▶ [STATED EXERCISE]:
Present every line in which the string "components" appears.

○ ○ ○ ○ ○ ○ ○

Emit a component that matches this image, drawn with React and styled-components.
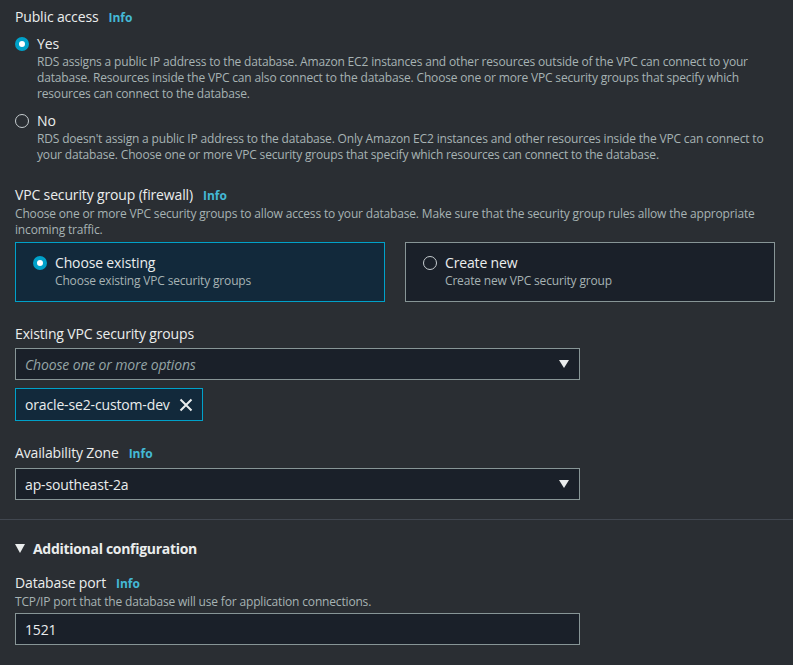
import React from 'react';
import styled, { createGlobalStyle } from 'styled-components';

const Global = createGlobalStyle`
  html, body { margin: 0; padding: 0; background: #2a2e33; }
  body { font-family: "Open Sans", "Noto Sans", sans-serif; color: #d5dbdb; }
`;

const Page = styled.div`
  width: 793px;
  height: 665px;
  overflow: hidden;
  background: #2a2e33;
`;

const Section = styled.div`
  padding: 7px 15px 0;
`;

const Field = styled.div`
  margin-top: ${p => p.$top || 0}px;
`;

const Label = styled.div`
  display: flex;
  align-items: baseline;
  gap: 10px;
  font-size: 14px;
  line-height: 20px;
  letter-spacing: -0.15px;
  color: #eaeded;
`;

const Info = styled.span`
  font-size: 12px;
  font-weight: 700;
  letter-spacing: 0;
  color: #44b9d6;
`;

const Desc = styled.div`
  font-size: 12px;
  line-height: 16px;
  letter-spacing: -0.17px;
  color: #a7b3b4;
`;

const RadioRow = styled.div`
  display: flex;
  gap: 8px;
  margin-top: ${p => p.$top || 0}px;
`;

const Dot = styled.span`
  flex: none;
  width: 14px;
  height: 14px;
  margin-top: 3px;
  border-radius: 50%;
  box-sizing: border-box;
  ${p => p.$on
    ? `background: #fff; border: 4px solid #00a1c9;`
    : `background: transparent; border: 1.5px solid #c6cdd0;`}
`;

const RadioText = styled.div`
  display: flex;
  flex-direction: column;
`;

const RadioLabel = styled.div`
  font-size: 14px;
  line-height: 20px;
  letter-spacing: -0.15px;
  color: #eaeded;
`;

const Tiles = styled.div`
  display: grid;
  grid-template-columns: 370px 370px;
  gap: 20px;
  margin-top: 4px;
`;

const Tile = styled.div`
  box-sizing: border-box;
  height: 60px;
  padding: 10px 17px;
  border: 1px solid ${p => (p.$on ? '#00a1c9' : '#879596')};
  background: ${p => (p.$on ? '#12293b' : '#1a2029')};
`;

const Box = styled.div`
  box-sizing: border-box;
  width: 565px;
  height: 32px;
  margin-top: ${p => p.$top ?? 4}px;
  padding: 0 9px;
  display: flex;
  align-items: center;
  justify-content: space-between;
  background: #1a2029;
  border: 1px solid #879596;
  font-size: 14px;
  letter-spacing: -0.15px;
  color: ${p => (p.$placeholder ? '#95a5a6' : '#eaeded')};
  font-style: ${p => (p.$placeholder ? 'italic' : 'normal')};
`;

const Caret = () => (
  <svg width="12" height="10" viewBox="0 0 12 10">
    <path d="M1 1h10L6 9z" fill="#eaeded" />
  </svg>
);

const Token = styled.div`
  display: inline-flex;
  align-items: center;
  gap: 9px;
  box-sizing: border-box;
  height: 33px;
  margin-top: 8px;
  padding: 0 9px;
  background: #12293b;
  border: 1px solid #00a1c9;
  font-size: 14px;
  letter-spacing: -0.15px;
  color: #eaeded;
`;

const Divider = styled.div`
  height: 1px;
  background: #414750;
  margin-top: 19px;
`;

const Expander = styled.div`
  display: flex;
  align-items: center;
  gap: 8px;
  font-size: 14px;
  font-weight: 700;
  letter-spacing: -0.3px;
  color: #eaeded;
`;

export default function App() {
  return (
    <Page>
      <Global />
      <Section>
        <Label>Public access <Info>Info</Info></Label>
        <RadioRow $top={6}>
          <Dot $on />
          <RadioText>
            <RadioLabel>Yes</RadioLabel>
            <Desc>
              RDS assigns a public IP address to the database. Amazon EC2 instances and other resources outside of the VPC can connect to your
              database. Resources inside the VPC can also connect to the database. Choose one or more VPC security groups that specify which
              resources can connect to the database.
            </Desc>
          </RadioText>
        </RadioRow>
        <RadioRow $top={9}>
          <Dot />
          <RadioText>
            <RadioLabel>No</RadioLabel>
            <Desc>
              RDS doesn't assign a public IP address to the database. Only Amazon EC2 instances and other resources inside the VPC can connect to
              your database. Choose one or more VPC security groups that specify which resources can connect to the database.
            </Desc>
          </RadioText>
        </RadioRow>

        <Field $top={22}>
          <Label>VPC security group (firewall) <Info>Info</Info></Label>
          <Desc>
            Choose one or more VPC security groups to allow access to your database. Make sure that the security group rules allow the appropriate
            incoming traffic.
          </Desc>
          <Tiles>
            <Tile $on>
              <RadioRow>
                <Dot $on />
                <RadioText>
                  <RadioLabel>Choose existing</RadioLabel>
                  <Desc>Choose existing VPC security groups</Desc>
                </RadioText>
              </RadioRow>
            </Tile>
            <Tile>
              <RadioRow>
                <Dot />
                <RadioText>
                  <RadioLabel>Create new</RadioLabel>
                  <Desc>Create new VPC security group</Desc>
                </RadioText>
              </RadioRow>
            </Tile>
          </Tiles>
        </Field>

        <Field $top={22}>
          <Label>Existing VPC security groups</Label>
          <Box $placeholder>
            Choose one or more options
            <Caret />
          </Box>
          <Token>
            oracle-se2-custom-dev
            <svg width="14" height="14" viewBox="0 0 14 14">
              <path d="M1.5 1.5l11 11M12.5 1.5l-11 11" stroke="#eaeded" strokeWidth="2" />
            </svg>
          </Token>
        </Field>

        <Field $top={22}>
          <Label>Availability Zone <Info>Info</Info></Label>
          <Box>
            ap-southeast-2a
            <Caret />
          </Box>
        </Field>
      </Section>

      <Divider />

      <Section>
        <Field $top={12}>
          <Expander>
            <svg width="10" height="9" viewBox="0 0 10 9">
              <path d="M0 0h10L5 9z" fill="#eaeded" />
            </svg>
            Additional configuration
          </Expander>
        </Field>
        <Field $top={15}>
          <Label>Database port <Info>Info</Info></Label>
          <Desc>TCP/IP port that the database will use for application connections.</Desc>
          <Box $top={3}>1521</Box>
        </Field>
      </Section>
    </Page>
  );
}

○ ○ ○ ○ ○ ○ ○

▶ [EXPECTED OUTPUT]:
Emit a component that matches this image, drawn with React and styled-components.
import styled, { createGlobalStyle } from 'styled-components';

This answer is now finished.